(Interface markup and scripts)
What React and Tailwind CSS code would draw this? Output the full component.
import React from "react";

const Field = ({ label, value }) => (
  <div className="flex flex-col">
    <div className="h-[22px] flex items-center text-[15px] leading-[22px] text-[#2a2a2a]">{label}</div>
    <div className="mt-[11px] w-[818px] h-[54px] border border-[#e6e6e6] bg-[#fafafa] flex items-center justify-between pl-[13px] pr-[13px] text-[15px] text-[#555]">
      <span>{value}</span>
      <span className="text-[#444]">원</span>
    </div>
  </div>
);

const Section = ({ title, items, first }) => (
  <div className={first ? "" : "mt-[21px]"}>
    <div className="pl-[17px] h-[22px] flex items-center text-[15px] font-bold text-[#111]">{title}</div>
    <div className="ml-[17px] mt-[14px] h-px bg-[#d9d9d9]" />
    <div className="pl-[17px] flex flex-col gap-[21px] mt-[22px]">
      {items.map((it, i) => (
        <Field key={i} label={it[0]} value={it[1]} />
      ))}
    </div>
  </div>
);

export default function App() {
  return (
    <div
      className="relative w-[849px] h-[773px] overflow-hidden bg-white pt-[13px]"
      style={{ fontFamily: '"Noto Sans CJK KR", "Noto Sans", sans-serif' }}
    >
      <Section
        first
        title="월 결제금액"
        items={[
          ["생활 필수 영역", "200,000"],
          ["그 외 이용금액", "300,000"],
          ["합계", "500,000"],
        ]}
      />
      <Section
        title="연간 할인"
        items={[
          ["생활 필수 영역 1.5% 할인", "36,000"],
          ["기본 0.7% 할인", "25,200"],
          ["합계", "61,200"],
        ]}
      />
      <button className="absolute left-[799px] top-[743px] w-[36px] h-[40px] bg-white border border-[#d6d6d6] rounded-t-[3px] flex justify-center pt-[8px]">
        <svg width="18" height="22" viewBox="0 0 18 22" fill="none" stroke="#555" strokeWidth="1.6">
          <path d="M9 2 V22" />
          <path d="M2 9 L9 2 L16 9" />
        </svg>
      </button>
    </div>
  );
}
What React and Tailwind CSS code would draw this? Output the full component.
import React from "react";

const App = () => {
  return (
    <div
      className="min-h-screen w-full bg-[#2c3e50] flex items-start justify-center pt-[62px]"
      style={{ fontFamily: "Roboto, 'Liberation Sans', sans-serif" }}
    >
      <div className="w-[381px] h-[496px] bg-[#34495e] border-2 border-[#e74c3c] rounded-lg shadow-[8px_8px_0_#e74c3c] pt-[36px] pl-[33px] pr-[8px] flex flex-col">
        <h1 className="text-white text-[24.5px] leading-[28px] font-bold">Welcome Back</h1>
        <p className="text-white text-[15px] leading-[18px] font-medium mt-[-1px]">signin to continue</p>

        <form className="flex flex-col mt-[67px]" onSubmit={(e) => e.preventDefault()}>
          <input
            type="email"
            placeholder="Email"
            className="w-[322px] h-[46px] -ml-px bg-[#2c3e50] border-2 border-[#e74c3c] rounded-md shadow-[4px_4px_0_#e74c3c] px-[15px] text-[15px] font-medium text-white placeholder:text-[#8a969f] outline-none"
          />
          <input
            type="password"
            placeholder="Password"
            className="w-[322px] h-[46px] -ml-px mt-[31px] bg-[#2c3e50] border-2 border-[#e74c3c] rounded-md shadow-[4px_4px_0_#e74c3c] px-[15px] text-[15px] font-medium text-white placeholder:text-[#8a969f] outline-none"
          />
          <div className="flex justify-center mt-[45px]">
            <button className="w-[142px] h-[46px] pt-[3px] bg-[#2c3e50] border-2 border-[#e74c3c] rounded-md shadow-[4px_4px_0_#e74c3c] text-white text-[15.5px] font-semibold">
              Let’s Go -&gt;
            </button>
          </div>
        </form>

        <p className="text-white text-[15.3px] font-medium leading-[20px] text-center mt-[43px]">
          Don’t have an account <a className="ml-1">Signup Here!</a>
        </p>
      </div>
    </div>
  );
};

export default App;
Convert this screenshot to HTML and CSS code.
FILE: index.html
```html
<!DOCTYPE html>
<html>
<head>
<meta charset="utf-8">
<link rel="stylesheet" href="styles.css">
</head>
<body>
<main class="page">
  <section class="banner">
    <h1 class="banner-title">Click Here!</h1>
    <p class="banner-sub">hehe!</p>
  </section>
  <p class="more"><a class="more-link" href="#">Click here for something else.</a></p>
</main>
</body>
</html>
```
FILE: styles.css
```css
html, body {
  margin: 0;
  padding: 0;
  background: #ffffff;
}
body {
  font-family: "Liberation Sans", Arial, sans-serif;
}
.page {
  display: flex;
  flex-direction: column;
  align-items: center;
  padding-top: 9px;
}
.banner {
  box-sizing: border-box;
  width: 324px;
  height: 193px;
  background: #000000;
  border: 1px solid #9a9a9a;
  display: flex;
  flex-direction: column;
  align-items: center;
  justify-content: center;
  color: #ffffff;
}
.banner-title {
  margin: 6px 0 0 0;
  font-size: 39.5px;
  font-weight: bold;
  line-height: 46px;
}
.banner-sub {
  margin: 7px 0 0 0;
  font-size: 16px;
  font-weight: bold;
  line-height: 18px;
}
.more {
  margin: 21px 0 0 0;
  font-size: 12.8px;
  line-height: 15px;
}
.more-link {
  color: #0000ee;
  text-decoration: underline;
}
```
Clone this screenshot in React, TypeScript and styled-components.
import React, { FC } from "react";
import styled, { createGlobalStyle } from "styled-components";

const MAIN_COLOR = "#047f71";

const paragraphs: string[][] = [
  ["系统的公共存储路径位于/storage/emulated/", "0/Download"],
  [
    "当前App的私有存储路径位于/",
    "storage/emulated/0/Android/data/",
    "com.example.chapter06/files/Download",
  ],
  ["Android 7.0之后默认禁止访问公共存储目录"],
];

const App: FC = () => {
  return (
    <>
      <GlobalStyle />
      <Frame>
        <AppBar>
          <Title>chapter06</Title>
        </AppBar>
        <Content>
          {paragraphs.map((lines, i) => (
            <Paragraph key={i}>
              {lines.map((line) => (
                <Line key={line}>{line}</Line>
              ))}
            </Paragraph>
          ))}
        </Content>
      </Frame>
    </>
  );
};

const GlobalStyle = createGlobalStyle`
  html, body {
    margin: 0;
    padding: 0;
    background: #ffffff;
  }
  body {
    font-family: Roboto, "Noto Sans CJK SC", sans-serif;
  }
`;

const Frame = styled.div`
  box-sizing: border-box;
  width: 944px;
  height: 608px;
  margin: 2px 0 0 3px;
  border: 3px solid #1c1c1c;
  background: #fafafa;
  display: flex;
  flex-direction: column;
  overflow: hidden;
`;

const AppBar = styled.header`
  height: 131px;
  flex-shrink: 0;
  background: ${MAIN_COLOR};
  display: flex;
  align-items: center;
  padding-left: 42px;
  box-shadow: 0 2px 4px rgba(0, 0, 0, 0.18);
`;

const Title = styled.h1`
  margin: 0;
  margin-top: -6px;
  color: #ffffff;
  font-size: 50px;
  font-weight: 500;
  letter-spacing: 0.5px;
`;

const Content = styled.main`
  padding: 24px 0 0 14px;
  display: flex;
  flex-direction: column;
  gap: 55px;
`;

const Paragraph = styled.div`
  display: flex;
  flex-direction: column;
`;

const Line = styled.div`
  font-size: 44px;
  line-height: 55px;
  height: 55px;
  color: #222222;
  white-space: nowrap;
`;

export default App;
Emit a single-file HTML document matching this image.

→ **AIM**: Extract each entry in full, exactly as given.

→ **THE OUTPUT**:
What React and Tailwind CSS code would draw this? Output the full component.
import React from "react";

const Field = ({ label, value }) => (
  <div className="flex flex-col">
    <div className="h-[22px] flex items-center text-[15px] leading-[22px] text-[#2a2a2a]">{label}</div>
    <div className="mt-[11px] w-[818px] h-[54px] border border-[#e6e6e6] bg-[#fafafa] flex items-center justify-between pl-[13px] pr-[13px] text-[15px] text-[#555]">
      <span>{value}</span>
      <span className="text-[#444]">원</span>
    </div>
  </div>
);

const Section = ({ title, items, first }) => (
  <div className={first ? "" : "mt-[21px]"}>
    <div className="pl-[17px] h-[22px] flex items-center text-[15px] font-bold text-[#111]">{title}</div>
    <div className="ml-[17px] mt-[14px] h-px bg-[#d9d9d9]" />
    <div className="pl-[17px] flex flex-col gap-[21px] mt-[22px]">
      {items.map((it, i) => (
        <Field key={i} label={it[0]} value={it[1]} />
      ))}
    </div>
  </div>
);

export default function App() {
  return (
    <div
      className="relative w-[849px] h-[773px] overflow-hidden bg-white pt-[13px]"
      style={{ fontFamily: '"Noto Sans CJK KR", "Noto Sans", sans-serif' }}
    >
      <Section
        first
        title="월 결제금액"
        items={[
          ["생활 필수 영역", "200,000"],
          ["그 외 이용금액", "300,000"],
          ["합계", "500,000"],
        ]}
      />
      <Section
        title="연간 할인"
        items={[
          ["생활 필수 영역 1.5% 할인", "36,000"],
          ["기본 0.7% 할인", "25,200"],
          ["합계", "61,200"],
        ]}
      />
      <button className="absolute left-[799px] top-[743px] w-[36px] h-[40px] bg-white border border-[#d6d6d6] rounded-t-[3px] flex justify-center pt-[8px]">
        <svg width="18" height="22" viewBox="0 0 18 22" fill="none" stroke="#555" strokeWidth="1.6">
          <path d="M9 2 V22" />
          <path d="M2 9 L9 2 L16 9" />
        </svg>
      </button>
    </div>
  );
}
What React and Tailwind CSS code would draw this? Output the full component.
import React from "react";

const App = () => {
  return (
    <div
      className="min-h-screen w-full bg-[#2c3e50] flex items-start justify-center pt-[62px]"
      style={{ fontFamily: "Roboto, 'Liberation Sans', sans-serif" }}
    >
      <div className="w-[381px] h-[496px] bg-[#34495e] border-2 border-[#e74c3c] rounded-lg shadow-[8px_8px_0_#e74c3c] pt-[36px] pl-[33px] pr-[8px] flex flex-col">
        <h1 className="text-white text-[24.5px] leading-[28px] font-bold">Welcome Back</h1>
        <p className="text-white text-[15px] leading-[18px] font-medium mt-[-1px]">signin to continue</p>

        <form className="flex flex-col mt-[67px]" onSubmit={(e) => e.preventDefault()}>
          <input
            type="email"
            placeholder="Email"
            className="w-[322px] h-[46px] -ml-px bg-[#2c3e50] border-2 border-[#e74c3c] rounded-md shadow-[4px_4px_0_#e74c3c] px-[15px] text-[15px] font-medium text-white placeholder:text-[#8a969f] outline-none"
          />
          <input
            type="password"
            placeholder="Password"
            className="w-[322px] h-[46px] -ml-px mt-[31px] bg-[#2c3e50] border-2 border-[#e74c3c] rounded-md shadow-[4px_4px_0_#e74c3c] px-[15px] text-[15px] font-medium text-white placeholder:text-[#8a969f] outline-none"
          />
          <div className="flex justify-center mt-[45px]">
            <button className="w-[142px] h-[46px] pt-[3px] bg-[#2c3e50] border-2 border-[#e74c3c] rounded-md shadow-[4px_4px_0_#e74c3c] text-white text-[15.5px] font-semibold">
              Let’s Go -&gt;
            </button>
          </div>
        </form>

        <p className="text-white text-[15.3px] font-medium leading-[20px] text-center mt-[43px]">
          Don’t have an account <a className="ml-1">Signup Here!</a>
        </p>
      </div>
    </div>
  );
};

export default App;
Convert this screenshot to HTML and CSS code.
FILE: index.html
```html
<!DOCTYPE html>
<html>
<head>
<meta charset="utf-8">
<link rel="stylesheet" href="styles.css">
</head>
<body>
<main class="page">
  <section class="banner">
    <h1 class="banner-title">Click Here!</h1>
    <p class="banner-sub">hehe!</p>
  </section>
  <p class="more"><a class="more-link" href="#">Click here for something else.</a></p>
</main>
</body>
</html>
```
FILE: styles.css
```css
html, body {
  margin: 0;
  padding: 0;
  background: #ffffff;
}
body {
  font-family: "Liberation Sans", Arial, sans-serif;
}
.page {
  display: flex;
  flex-direction: column;
  align-items: center;
  padding-top: 9px;
}
.banner {
  box-sizing: border-box;
  width: 324px;
  height: 193px;
  background: #000000;
  border: 1px solid #9a9a9a;
  display: flex;
  flex-direction: column;
  align-items: center;
  justify-content: center;
  color: #ffffff;
}
.banner-title {
  margin: 6px 0 0 0;
  font-size: 39.5px;
  font-weight: bold;
  line-height: 46px;
}
.banner-sub {
  margin: 7px 0 0 0;
  font-size: 16px;
  font-weight: bold;
  line-height: 18px;
}
.more {
  margin: 21px 0 0 0;
  font-size: 12.8px;
  line-height: 15px;
}
.more-link {
  color: #0000ee;
  text-decoration: underline;
}
```
Clone this screenshot in React, TypeScript and styled-components.
import React, { FC } from "react";
import styled, { createGlobalStyle } from "styled-components";

const MAIN_COLOR = "#047f71";

const paragraphs: string[][] = [
  ["系统的公共存储路径位于/storage/emulated/", "0/Download"],
  [
    "当前App的私有存储路径位于/",
    "storage/emulated/0/Android/data/",
    "com.example.chapter06/files/Download",
  ],
  ["Android 7.0之后默认禁止访问公共存储目录"],
];

const App: FC = () => {
  return (
    <>
      <GlobalStyle />
      <Frame>
        <AppBar>
          <Title>chapter06</Title>
        </AppBar>
        <Content>
          {paragraphs.map((lines, i) => (
            <Paragraph key={i}>
              {lines.map((line) => (
                <Line key={line}>{line}</Line>
              ))}
            </Paragraph>
          ))}
        </Content>
      </Frame>
    </>
  );
};

const GlobalStyle = createGlobalStyle`
  html, body {
    margin: 0;
    padding: 0;
    background: #ffffff;
  }
  body {
    font-family: Roboto, "Noto Sans CJK SC", sans-serif;
  }
`;

const Frame = styled.div`
  box-sizing: border-box;
  width: 944px;
  height: 608px;
  margin: 2px 0 0 3px;
  border: 3px solid #1c1c1c;
  background: #fafafa;
  display: flex;
  flex-direction: column;
  overflow: hidden;
`;

const AppBar = styled.header`
  height: 131px;
  flex-shrink: 0;
  background: ${MAIN_COLOR};
  display: flex;
  align-items: center;
  padding-left: 42px;
  box-shadow: 0 2px 4px rgba(0, 0, 0, 0.18);
`;

const Title = styled.h1`
  margin: 0;
  margin-top: -6px;
  color: #ffffff;
  font-size: 50px;
  font-weight: 500;
  letter-spacing: 0.5px;
`;

const Content = styled.main`
  padding: 24px 0 0 14px;
  display: flex;
  flex-direction: column;
  gap: 55px;
`;

const Paragraph = styled.div`
  display: flex;
  flex-direction: column;
`;

const Line = styled.div`
  font-size: 44px;
  line-height: 55px;
  height: 55px;
  color: #222222;
  white-space: nowrap;
`;

export default App;
Emit a single-file HTML document matching this image.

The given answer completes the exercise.